#### [Task directions]
Produce an exact transcription of the listing below, omitting the pictures.

+ + + + + + +

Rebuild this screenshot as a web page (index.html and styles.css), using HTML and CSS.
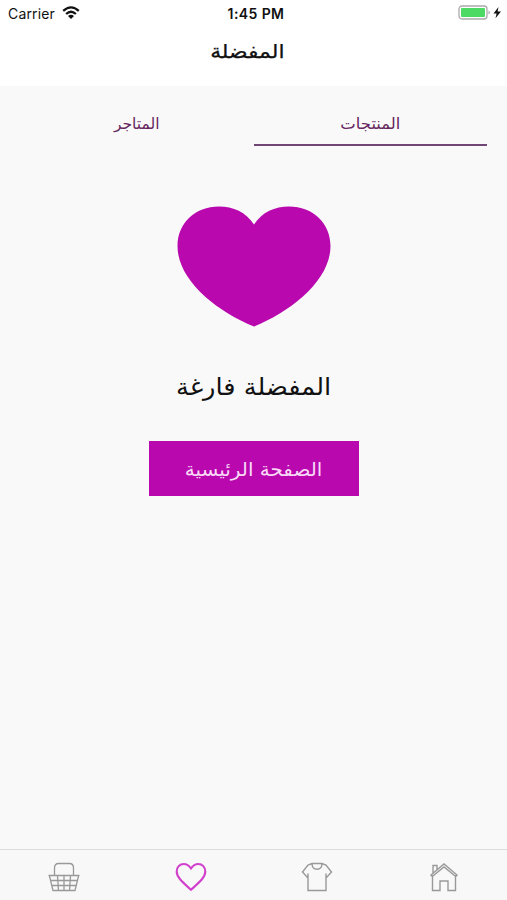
FILE: index.html
```html
<!DOCTYPE html>
<html lang="ar" dir="rtl">
<head>
<meta charset="utf-8">
<title>المفضلة</title>
<link rel="stylesheet" href="styles.css">
</head>
<body>
<div class="screen">
  <header class="header">
    <div class="status" dir="ltr">
      <div class="carrier"><span>Carrier</span>
        <svg class="wifi" width="18" height="13" viewBox="0 0 18 13"><g fill="none" stroke="#111" stroke-width="2.3"><path d="M1.2 4.9Q9-2.1 16.8 4.9M4.1 8Q9 3.5 13.9 8"/></g><path d="M6 10Q9 7.3 12 10L9 13Z" fill="#111"/></svg>
      </div>
      <div class="time">1:45 PM</div>
      <div class="power">
        <svg width="46" height="16" viewBox="0 0 46 16"><rect x="1" y="1" width="28" height="13" rx="3" fill="#fff" stroke="#aaa" stroke-width="1.3"/><rect x="3" y="3" width="24" height="9" rx="1" fill="#4cd964"/><path d="M30.5 5.500q3 2 0 4z" fill="#aaa"/><path d="M40.500 2L35.500 8.400H38.600L37.500 13.200L43 6.500H39.600Z" fill="#111"/></svg>
      </div>
    </div>
    <h1 class="title"><span>المفضلة</span></h1>
  </header>
  <nav class="tabs">
    <div class="tab tab-active"><span class="products">المنتجات</span></div>
    <div class="tab"><span class="stores">المتاجر</span></div>
  </nav>
  <main class="empty">
    <svg class="heart" width="154" height="121" viewBox="0 0 154 121"><path d="M77 18.500C69 6 56 .5 42 .5C18 .5 .5 17 .5 40C.5 74 39 105 77 120.500C115 105 153.500 74 153.500 40C153.500 17 136 .5 112 .5C98 .5 85 6 77 18.500Z" fill="#b808ae"/></svg>
    <p class="message"><span>المفضلة فارغة</span></p>
    <div class="button"><span>الصفحة الرئيسية</span></div>
  </main>
  <footer class="bottom">
    <div class="item"><svg width="32" height="30" viewBox="0 0 32 30"><g fill="none" stroke="#999" stroke-width="1.300"><path d="M.5 13.500H31.500M1.500 14L5 28.500H27L30.500 14M3 18.500H29M4 23.500H28M9.500 14L10.500 28.500M16 14V28.500M22.500 14L21.500 28.500M6.500 13V6Q6.500 1.500 10.500 1.500H21.500Q25.500 1.500 25.500 6V13"/></g></svg></div>
    <div class="item"><svg width="32" height="30" viewBox="0 0 32 30"><path d="M16 6.500C13.800 3.300 11.700 2 8.800 2C4.600 2 1.700 5.200 1.700 9.500C1.700 15.500 8 20.500 16 27.800C24 20.500 30.300 15.500 30.300 9.500C30.300 5.200 27.400 2 23.200 2C20.300 2 18.200 3.300 16 6.500Z" fill="none" stroke="#d141cc" stroke-width="2.100"/></svg></div>
    <div class="item"><svg width="32" height="30" viewBox="0 0 32 30"><g fill="none" stroke="#999" stroke-width="1.400"><path d="M11 1.500L7 3L1.500 10L6 15L7 14V28.500H25V14L26 15L30.500 10L25 3L21 1.500ZM7 14V11.500M25 14V11.500M11 1.500Q11 7.300 16 7.300Q21 7.300 21 1.500"/></g></svg></div>
    <div class="item"><svg width="32" height="30" viewBox="0 0 32 30"><g fill="none" stroke="#999" stroke-width="1.400"><path d="M3 13L16 2L29 13L27.800 14.500L16 5L4.200 14.500ZM4.500 14.500V28.500H12V19H20V28.500H27.500V14.500M5 11V3.500H9V7.500"/></g></svg></div>
  </footer>
</div>
</body>
</html>
```
FILE: styles.css
```css
* { box-sizing: border-box; }
body { margin: 0; background: #f9f9f9; font-family: "DejaVu Sans", sans-serif; color: #111; }
.screen { width: 507px; height: 900px; display: flex; flex-direction: column; overflow: hidden; }
.header { height: 86px; background: #fff; flex: none; }
.status { height: 26px; display: grid; grid-template-columns: 1fr 1fr 1fr; align-items: center; font-family: Inter, sans-serif; font-size: 14px; }
.carrier { display: flex; align-items: center; gap: 7px; padding-left: 8px; letter-spacing: .15px; }
.wifi { margin-top: -1px; }
.time { text-align: center; font-weight: 600; padding-left: 5px; letter-spacing: .4px; }
.power { display: flex; justify-content: flex-end; padding-right: 3px; }
.title { margin: 0; height: 50px; display: flex; align-items: center; justify-content: center; padding-right: 13px; font-size: 19px; font-weight: 400; line-height: 30px; -webkit-text-stroke: .25px; }
.title span, .tab span, .message span, .button span { display: block; white-space: nowrap; }
.title span { transform: scaleX(1.15); }
.tabs { height: 60px; flex: none; display: flex; padding: 0 20px; color: #662760; font-size: 15.500px; }
.tab { flex: 1; display: flex; align-items: center; justify-content: center; padding-top: 18px; border-bottom: 2px solid transparent; }
.products { transform: scaleX(1.06); }
.tab-active { border-color: #714576; }
.empty { flex: 1; display: flex; flex-direction: column; align-items: center; padding-top: 60px; }
.heart { display: block; }
.message { margin: 35px 0 0; height: 50px; line-height: 50px; font-size: 24px; }
.message span { transform: scaleX(1.07); }
.button { width: 210px; height: 55px; margin-top: 29px; background: #b808ae; color: #f9d9f7; font-size: 19px; display: flex; align-items: center; justify-content: center; }
.button span { transform: scaleX(1.05); }
.bottom { height: 51px; border-top: 1px solid #dcdcdc; display: flex; direction: ltr; background: #f8f8f8; }
.item { flex: 1; display: flex; justify-content: center; padding: 12px 0 0 1px; }
.item svg { display: block; }
```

+ + + + + + +

#### [Response for this exercise]
Rebuild this screenshot as a web page (index.html and styles.css), using HTML and CSS.
FILE: index.html
```html
<!DOCTYPE html>
<html lang="ar" dir="rtl">
<head>
<meta charset="utf-8">
<title>المفضلة</title>
<link rel="stylesheet" href="styles.css">
</head>
<body>
<div class="screen">
  <header class="header">
    <div class="status" dir="ltr">
      <div class="carrier"><span>Carrier</span>
        <svg class="wifi" width="18" height="13" viewBox="0 0 18 13"><g fill="none" stroke="#111" stroke-width="2.3"><path d="M1.2 4.9Q9-2.1 16.8 4.9M4.1 8Q9 3.5 13.9 8"/></g><path d="M6 10Q9 7.3 12 10L9 13Z" fill="#111"/></svg>
      </div>
      <div class="time">1:45 PM</div>
      <div class="power">
        <svg width="46" height="16" viewBox="0 0 46 16"><rect x="1" y="1" width="28" height="13" rx="3" fill="#fff" stroke="#aaa" stroke-width="1.3"/><rect x="3" y="3" width="24" height="9" rx="1" fill="#4cd964"/><path d="M30.5 5.500q3 2 0 4z" fill="#aaa"/><path d="M40.500 2L35.500 8.400H38.600L37.500 13.200L43 6.500H39.600Z" fill="#111"/></svg>
      </div>
    </div>
    <h1 class="title"><span>المفضلة</span></h1>
  </header>
  <nav class="tabs">
    <div class="tab tab-active"><span class="products">المنتجات</span></div>
    <div class="tab"><span class="stores">المتاجر</span></div>
  </nav>
  <main class="empty">
    <svg class="heart" width="154" height="121" viewBox="0 0 154 121"><path d="M77 18.500C69 6 56 .5 42 .5C18 .5 .5 17 .5 40C.5 74 39 105 77 120.500C115 105 153.500 74 153.500 40C153.500 17 136 .5 112 .5C98 .5 85 6 77 18.500Z" fill="#b808ae"/></svg>
    <p class="message"><span>المفضلة فارغة</span></p>
    <div class="button"><span>الصفحة الرئيسية</span></div>
  </main>
  <footer class="bottom">
    <div class="item"><svg width="32" height="30" viewBox="0 0 32 30"><g fill="none" stroke="#999" stroke-width="1.300"><path d="M.5 13.500H31.500M1.500 14L5 28.500H27L30.500 14M3 18.500H29M4 23.500H28M9.500 14L10.500 28.500M16 14V28.500M22.500 14L21.500 28.500M6.500 13V6Q6.500 1.500 10.500 1.500H21.500Q25.500 1.500 25.500 6V13"/></g></svg></div>
    <div class="item"><svg width="32" height="30" viewBox="0 0 32 30"><path d="M16 6.500C13.800 3.300 11.700 2 8.800 2C4.600 2 1.700 5.200 1.700 9.500C1.700 15.500 8 20.500 16 27.800C24 20.500 30.300 15.500 30.300 9.500C30.300 5.200 27.400 2 23.200 2C20.300 2 18.200 3.300 16 6.500Z" fill="none" stroke="#d141cc" stroke-width="2.100"/></svg></div>
    <div class="item"><svg width="32" height="30" viewBox="0 0 32 30"><g fill="none" stroke="#999" stroke-width="1.400"><path d="M11 1.500L7 3L1.500 10L6 15L7 14V28.500H25V14L26 15L30.500 10L25 3L21 1.500ZM7 14V11.500M25 14V11.500M11 1.500Q11 7.300 16 7.300Q21 7.300 21 1.500"/></g></svg></div>
    <div class="item"><svg width="32" height="30" viewBox="0 0 32 30"><g fill="none" stroke="#999" stroke-width="1.400"><path d="M3 13L16 2L29 13L27.800 14.500L16 5L4.200 14.500ZM4.500 14.500V28.500H12V19H20V28.500H27.500V14.500M5 11V3.500H9V7.500"/></g></svg></div>
  </footer>
</div>
</body>
</html>
```
FILE: styles.css
```css
* { box-sizing: border-box; }
body { margin: 0; background: #f9f9f9; font-family: "DejaVu Sans", sans-serif; color: #111; }
.screen { width: 507px; height: 900px; display: flex; flex-direction: column; overflow: hidden; }
.header { height: 86px; background: #fff; flex: none; }
.status { height: 26px; display: grid; grid-template-columns: 1fr 1fr 1fr; align-items: center; font-family: Inter, sans-serif; font-size: 14px; }
.carrier { display: flex; align-items: center; gap: 7px; padding-left: 8px; letter-spacing: .15px; }
.wifi { margin-top: -1px; }
.time { text-align: center; font-weight: 600; padding-left: 5px; letter-spacing: .4px; }
.power { display: flex; justify-content: flex-end; padding-right: 3px; }
.title { margin: 0; height: 50px; display: flex; align-items: center; justify-content: center; padding-right: 13px; font-size: 19px; font-weight: 400; line-height: 30px; -webkit-text-stroke: .25px; }
.title span, .tab span, .message span, .button span { display: block; white-space: nowrap; }
.title span { transform: scaleX(1.15); }
.tabs { height: 60px; flex: none; display: flex; padding: 0 20px; color: #662760; font-size: 15.500px; }
.tab { flex: 1; display: flex; align-items: center; justify-content: center; padding-top: 18px; border-bottom: 2px solid transparent; }
.products { transform: scaleX(1.06); }
.tab-active { border-color: #714576; }
.empty { flex: 1; display: flex; flex-direction: column; align-items: center; padding-top: 60px; }
.heart { display: block; }
.message { margin: 35px 0 0; height: 50px; line-height: 50px; font-size: 24px; }
.message span { transform: scaleX(1.07); }
.button { width: 210px; height: 55px; margin-top: 29px; background: #b808ae; color: #f9d9f7; font-size: 19px; display: flex; align-items: center; justify-content: center; }
.button span { transform: scaleX(1.05); }
.bottom { height: 51px; border-top: 1px solid #dcdcdc; display: flex; direction: ltr; background: #f8f8f8; }
.item { flex: 1; display: flex; justify-content: center; padding: 12px 0 0 1px; }
.item svg { display: block; }
```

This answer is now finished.